You are correct in saying that whole-cell potency and in vitro/cell-free potency often differ by quite a bit. There are actually a lot of factors that can contribute to this, but I'll try to give a couple illustrative examples, for increased and decreased potency (when moving from cell-free to a whole-cell assay).
When moving from cell-free to whole cell assays, decreased potency is the more common outcome. As you mention, a big reason is just that you get a lot more things the drug can bind to, so you tend to have less drug effectively engaging the target. However, there are other factors at play as well. Ultimately, the main reason that one sees decreased potency in the whole-cell format is that one is often asking for something fundamentally different than what was asked for in the cell-free assay.
For example, let's say you do some CRISPR of RNAi screen in cancer cells, and you find that if you shut down gene X, the cells die. You look it up, and gene X codes for an enzyme.
So you think, "Great! I'll design an inhibitor for the enzyme, and then kill the cancer cells with that!"
In order to screen for inhibitors and test their effect on this enzyme, you set up an in vitro with purified enzyme, substrate, and some way of measuring the generation of product. You screen, find compounds, and optimize your lead. You eventually end up with a compound that has an IC50 of 1 nM in this assay. Then you decide it is time to move into cells. You treat the cancer cells with the compound, and you notice that your IC50 for cell death is 100 nM - 100x what it was in the original assay. The reason is that you are asking much more of your compound.

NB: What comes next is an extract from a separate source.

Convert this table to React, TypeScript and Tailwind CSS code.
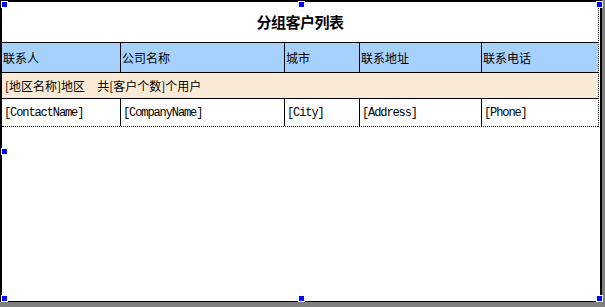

In the first assay, the compound had to bind to the enzyme, which may have been the only protein in solution, and inhibit it. You were directly measuring enzyme activity. In the second assay, the compound had to diffuse through the cell membrane or find some other means of getting into the cytosol, where the target protein resides. Then, despite the complex milieu in the cell, it had to bind that specific protein and inhibit it. But inhibiting the protein isn't enough. It has to inhibit the protein enough to kill the cell. Maybe the cells die when the enzyme activity is 50%, in which case you would expect your IC50 values to be fairly close between assays. But maybe it doesn't. You may need 70 or 80% inhibition before the cells start to actually die. Plus, the cells may not go down without a fight. Maybe they up-regulate expression of drug-efflux pumps, which are ATP-powered proteins that literally pump small molecules out of the cell. This reduces the effective concentration of drug you are giving the cells. There are also many other adaptations that the cells may undergo to improve survival, which are beyond the scope of this answer. So what you are demanding from your compound in the whole-cell assay may actually be much more than in the cell-free system.
The other effect - seeing increased potency in whole-cell vs cell-free conditions is much less common. Without seeing the exact study you are referring to, it is difficult to comment. However, one thing to remember about BACE1 is that it is part of a huge complex that is embedded in the cell membrane. Reconstituting this complex in vitro is non-trivial, and it may be that the complex is not functioning the same as in the cell depending on how the reconstitution was performed. For example, maybe BACE1 binds better to the drug only when a binding partner is present that stabilizes a conformation suitable for inhibitor binding. It could also be that the inhibitor is actually targeting another protein in the complex that is not present in the cell-free system.
Anyway, I apologize if this was a bit long, but I hope this answered your question and shed a bit of light on the complexities of assay development and drug development.